Trump officially declared a national emergency Friday, appropriating $8.1 billion dollars, including $6 billion from the Pentagon, to build a border wall. He also signed a bipartisan spending deal that kept the government open and allocated another $1.375 for adding barriers to another 55 miles of the border.
Democrats on the House Judiciary Committee sent Trump a letter demanding testimony from the White House counsel and Justice Department officials over the declaration, suggesting it violated the separation of powers and Congress' purview of the government's budget.
Dershowitz predicted the declaration would face a long court battle.
"There will be a lawsuit. No doubt about it. It will be tied up in the courts for a long time," he said.
"Ultimately, the Supreme Court will have to decide.

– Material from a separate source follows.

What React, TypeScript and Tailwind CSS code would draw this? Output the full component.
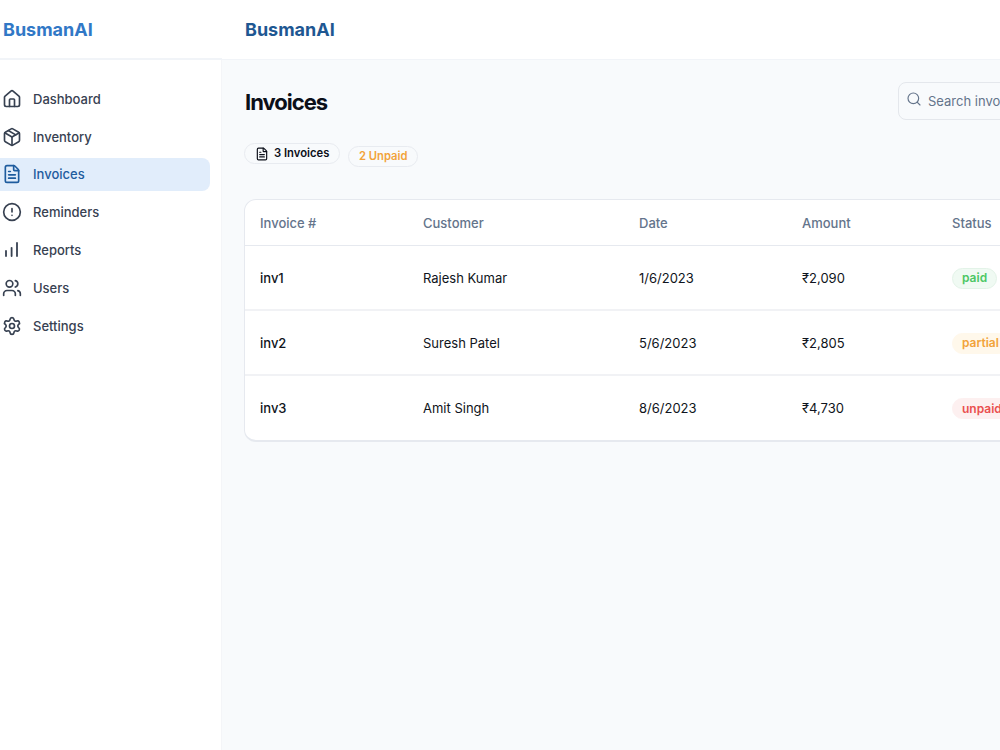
import React from "react";
import { House, Package, FileText, CircleAlert, Users, Settings, Search } from "lucide-react";

const ReportsIcon = () => (
  <svg width={20} height={20} viewBox="0 0 20 20" fill="none" stroke="currentColor" strokeWidth={1.8} strokeLinecap="round">
    <path d="M4 16v-5" />
    <path d="M9.6 16V7.8" />
    <path d="M15 16V3" />
  </svg>
);

const navItems = [
  { label: "Dashboard", icon: <House size={20} strokeWidth={2} /> },
  { label: "Inventory", icon: <Package size={20} strokeWidth={2} /> },
  { label: "Invoices", icon: <FileText size={20} strokeWidth={2} />, active: true },
  { label: "Reminders", icon: <CircleAlert size={20} strokeWidth={2} /> },
  { label: "Reports", icon: <ReportsIcon /> },
  { label: "Users", icon: <Users size={20} strokeWidth={2} /> },
  { label: "Settings", icon: <Settings size={20} strokeWidth={2} /> },
];

const rows = [
  { id: "inv1", customer: "Rajesh Kumar", date: "1/6/2023", amount: "₹2,090", status: "paid", badge: "bg-[#f0faf3] border-[#e3f3e8] text-[#4cc764]" },
  { id: "inv2", customer: "Suresh Patel", date: "5/6/2023", amount: "₹2,805", status: "partial", badge: "bg-[#fff8eb] border-[#fff8eb] text-[#f2a33a]" },
  { id: "inv3", customer: "Amit Singh", date: "8/6/2023", amount: "₹4,730", status: "unpaid", badge: "bg-[#fdf0f0] border-[#fdf0f0] text-[#ea4f4f]" },
];

const App = () => {
  return (
    <div className="flex flex-col w-[1000px] h-[750px] overflow-hidden bg-white font-['Inter',sans-serif]">
      <div className="flex flex-row h-[60px] shrink-0 bg-white">
        <div className="flex items-center w-[222px] shrink-0 pl-[3px] border-b-2 border-[#f1f4f8]">
          <span className="text-[18px] font-bold text-[#3178c6]">BusmanAI</span>
        </div>
        <div className="flex items-center flex-1 pl-[23px] border-b border-[#f1f4f8]">
          <span className="text-[18px] font-bold text-[#1e5792]">BusmanAI</span>
        </div>
      </div>
      <div className="flex flex-row flex-1 min-h-0">
        <div className="flex flex-col gap-1 w-[222px] shrink-0 pt-[22px] pr-[11px] bg-white border-r border-[#f4f5f8]">
          {navItems.map((item) => (
            <div
              key={item.label}
              className={
                item.active
                  ? "flex flex-row items-center gap-[11px] h-[33.8px] pl-[2px] rounded-r-lg bg-[#e1edfb] text-[#1e5c9e]"
                  : "flex flex-row items-center gap-[11px] h-[33.8px] pl-[2px] text-[#374151]"
              }
            >
              {item.icon}
              <span className="text-[13px] leading-5 font-medium">{item.label}</span>
            </div>
          ))}
        </div>
        <div className="flex-1 min-w-0 pl-[22px] pt-[22px] bg-[#f8fafc]">
          <div className="flex flex-row items-center justify-between w-[1000px] h-[38px]">
            <h1 className="pt-[2px] pl-[1px] text-[22px] leading-8 font-bold tracking-[-1px] text-[#0b0f19]">Invoices</h1>
            <div className="flex flex-row items-center gap-[6px] w-[346px] h-[38px] pl-[7px] rounded-lg border border-[#e4e7ec] bg-[#f8fafc]">
              <Search size={16} strokeWidth={1.75} className="-mt-[4px] text-[#64748b]" />
              <span className="pt-[2px] text-[13px] text-[#64748b]">Search invoices...</span>
            </div>
          </div>
          <div className="flex flex-row items-start gap-2 mt-[23px]">
            <div className="flex flex-row items-center gap-[5px] h-[21px] px-[10px] rounded-full border border-[#e8ebf0] bg-[#f8fafc]">
              <FileText size={14} strokeWidth={2} className="text-[#0b0f19]" />
              <span className="text-[11.25px] font-semibold text-[#0b0f19]">3 Invoices</span>
            </div>
            <div className="flex flex-row items-center h-[21px] px-[9.5px] mt-[3px] rounded-full border border-[#e8ebf0] bg-[#f8fafc]">
              <span className="text-[11.25px] font-semibold text-[#f2a33a]">2 Unpaid</span>
            </div>
          </div>
          <div className="w-[1000px] mt-[32px] rounded-xl border border-[#e6e9ef] border-b-2 bg-white overflow-hidden">
            <div className="flex flex-row items-center h-[46px] pl-[15px] pt-[3px] border-b border-[#e6e9ef] text-[13px] font-medium text-[#64748b]">
              <div className="w-[163px]">Invoice #</div>
              <div className="w-[216px]">Customer</div>
              <div className="w-[163px]">Date</div>
              <div className="w-[150px]">Amount</div>
              <div>Status</div>
            </div>
            {rows.map((row, i) => {
              const cell = i < 2 ? "pt-[2px]" : "";
              return (
                <div
                  key={row.id}
                  className={
                    i < 2
                      ? "flex flex-row items-center h-[65px] pl-[15px] pt-[1px] border-b-2 border-[#f1f2f5] text-[13px] text-[#0f1420]"
                      : "flex flex-row items-center h-[64px] pl-[15px] pt-[1px] text-[13px] text-[#0f1420]"
                  }
                >
                  <div className={"w-[163px] font-medium " + cell}>{row.id}</div>
                  <div className={"w-[216px] " + cell}>{row.customer}</div>
                  <div className={"w-[163px] " + cell}>{row.date}</div>
                  <div className={"w-[150px] " + cell}>{row.amount}</div>
                  <div className={"flex items-center h-[21px] px-[9px] rounded-full border text-[12px] font-semibold " + row.badge}>
                    {row.status}
                  </div>
                </div>
              );
            })}
          </div>
        </div>
      </div>
    </div>
  );
};

export default App;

And it's unclear how the court will decide because it's a new Supreme Court," Dershowitz added, referencing the new 5-4 conservative balance after Trump was able to install two justices on the high court.
The first lawsuit against the emergency was filed Friday by liberal advocacy group Public Citizen on behalf of the Frontera Audubon Society and three landowners in South Texas who were told their land would be used to construct the barrier.
California Gov. Gavin Newsom (D) joined others on Friday in saying they plan to sue the White House over the declaration.
"President Trump is manufacturing a crisis and declaring a made-up 'national emergency' in order to seize power and subvert the constitution," Newsom said in a statement. "Our message back to the White House is simple and clear: California will see you in court."
Trump said the declaration would likely attract several court challenges, predicting it could lose at the appellate level but win at the Supreme Court.
--This report was updated at 1:23 p.m.